Scalability of Gadolinium-Doped-Water Cherenkov Detectors for Nuclear Nonproliferation

Abstract

Antineutrinos are an inextricable element of the fission process. The kiloton-scale KamLAND experiment has demonstrated a capability to detect reactor antineutrinos at a range of a few hundred kilometers. But to detect or rule out the existence of a single small reactor over many kilometers requires a large detector, so large in fact that the optical opacity of the detection medium itself becomes an important factor. If the detector is so large that photons cannot traverse the detector medium to an optical detector, then it becomes impractical.
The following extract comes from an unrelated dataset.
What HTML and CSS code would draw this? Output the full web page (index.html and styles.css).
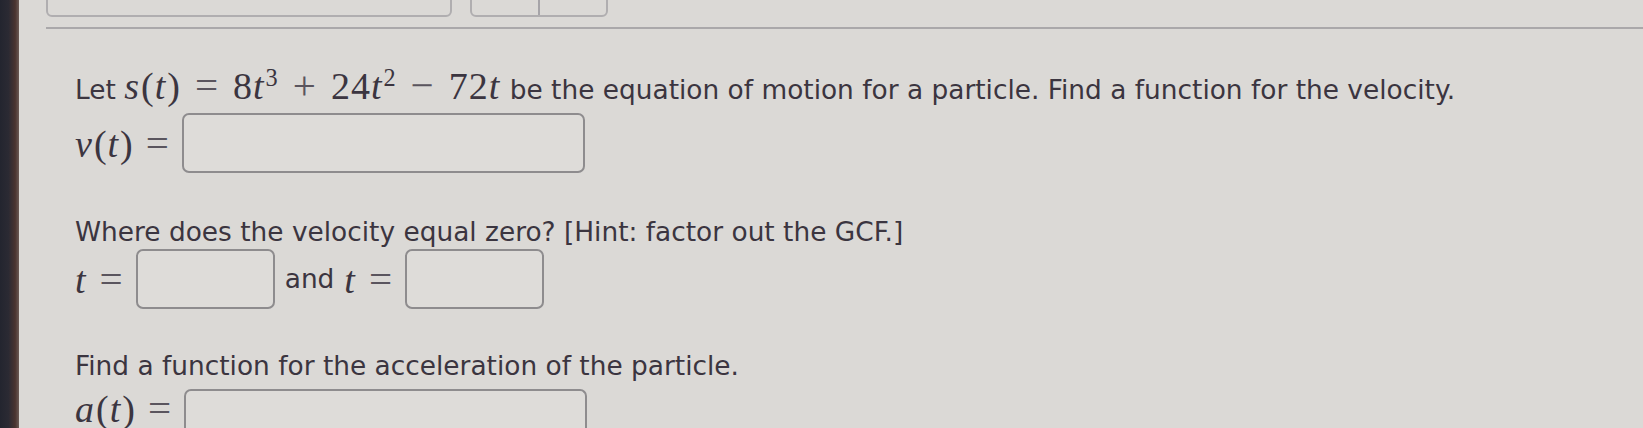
FILE: index.html
```html
<!doctype html>
<html lang="en">
  <head>
    <meta charset="UTF-8" />
    <title>Velocity and acceleration</title>
    <link rel="stylesheet" href="styles.css">
  </head>
  <body>
    <div class="screen">
      <div class="bezel"></div>
      <div class="page">
        <div class="toolbar">
          <div class="tool wide"></div>
          <div class="tool split"><span></span><span></span></div>
        </div>

        <div class="problem">
          <p class="line first">
            Let <span class="math"><i>s</i>(<i>t</i>)<span class="op">=</span>8<i>t</i><sup>3</sup><span class="op">+</span>24<i>t</i><sup>2</sup><span class="op">&minus;</span>72<i>t</i></span>
            be the equation of motion for a particle. Find a function for the velocity.
          </p>
          <div class="answer velocity">
            <span class="math"><i>v</i>(<i>t</i>)<span class="op">=</span></span>
            <div class="box long"></div>
          </div>

          <p class="line gap">Where does the velocity equal zero? [Hint: factor out the GCF.]</p>
          <div class="answer zeros">
            <span class="math"><i>t</i><span class="op">=</span></span>
            <div class="box short"></div>
            <span class="word">and</span>
            <span class="math"><i>t</i><span class="op">=</span></span>
            <div class="box short"></div>
          </div>

          <p class="line gap last">Find a function for the acceleration of the particle.</p>
          <div class="answer accel">
            <span class="math"><i>a</i>(<i>t</i>)<span class="op">=</span></span>
            <div class="box long"></div>
          </div>
        </div>
      </div>
    </div>
  </body>
</html>
```

FILE: styles.css
```css
body {
  margin: 0;
  background: #dbd9d6;
  font-family: "DejaVu Sans", Verdana, sans-serif;
  color: #3b3540;
  overflow: hidden;
}
.screen {
  display: flex;
  height: 428px;
  overflow: hidden;
}
.bezel {
  width: 19px;
  flex: none;
  background: linear-gradient(to right, #23252f 0, #2b2a33 45%, #4a3430 80%, #6b5a55 100%);
}
.page {
  flex: 1;
  padding-left: 27px;
}
.toolbar {
  display: flex;
  gap: 18px;
  height: 27px;
  border-bottom: 2px solid #aaa8aa;
}
.tool {
  height: 30px;
  margin-top: -13px;
  border: 2px solid #b0aeb0;
  border-radius: 6px;
  box-sizing: border-box;
}
.tool.wide {
  width: 406px;
}
.tool.split {
  width: 138px;
  display: flex;
}
.tool.split span {
  flex: 1;
}
.tool.split span + span {
  border-left: 2px solid #a6a4a8;
}
.problem {
  padding-left: 29px;
}
.line {
  margin: 0;
  font-size: 26.4px;
  line-height: 32px;
  white-space: nowrap;
}
.line.first {
  margin-top: 40px;
}
.line.gap {
  margin-top: 42px;
}
.line.gap.last {
  margin-top: 40px;
}
.answer {
  display: flex;
  align-items: center;
  height: 62px;
  font-size: 26.4px;
  line-height: 32px;
}
.answer .op {
  margin: 0 12px;
}
.answer.velocity {
  margin-top: 6px;
}
.answer.zeros {
  margin-top: 0;
}
.answer.accel {
  margin-top: 7px;
  height: 40px;
  align-items: flex-start;
}
.answer.accel .math {
  margin-top: 3px;
}
.answer.accel .box {
  height: 40px;
  border-bottom: 0;
  border-radius: 7px 7px 0 0;
}
.math {
  font-family: "Liberation Serif", "DejaVu Serif", serif;
  font-size: 38px;
  letter-spacing: 1px;
  white-space: nowrap;
}
.math i {
  font-style: italic;
  padding-right: 1px;
}
.math sup {
  font-size: 0.64em;
  line-height: 0;
  vertical-align: 0.52em;
}
.op {
  margin: 0 14px;
  font-size: 1.08em;
  color: #5a555e;
}
.box {
  height: 60px;
  border: 2px solid #8e8c8e;
  border-radius: 7px;
  box-sizing: border-box;
  background: #dedcd9;
}
.box.long {
  width: 403px;
}
.box.short {
  width: 139px;
}
.word {
  margin: 0 10px 0 10px;
}
```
For this reason, gadolinium-doped-water Cherenkov detectors have been proposed for large volumes, due to their appealing light-attenuation properties. Even though Cherenkov emission does not produce many photons and the energy resolution is poor, there may be a place for Gd-doped-water detectors in far-field nuclear-reactor monitoring. In this paper, we focus on the reactor-discovery potential of large-volume Gd-doped-water Cherenkov detectors for nuclear-nonproliferation applications. Realistic background models for the worldwide reactor flux, geoneutrinos, cosmogenic fast neutrons, and detector-associated backgrounds are included. We calculate the detector run time required to detect a small 50-MWt reactor at a variety of stand-off distances as a function of detector size. We highlight that, at present, the photomultiplier-tube dark rate and event reconstruction algorithms are the limiting factors to extending such detectors beyond a fiducial mass of approximately 50 kt.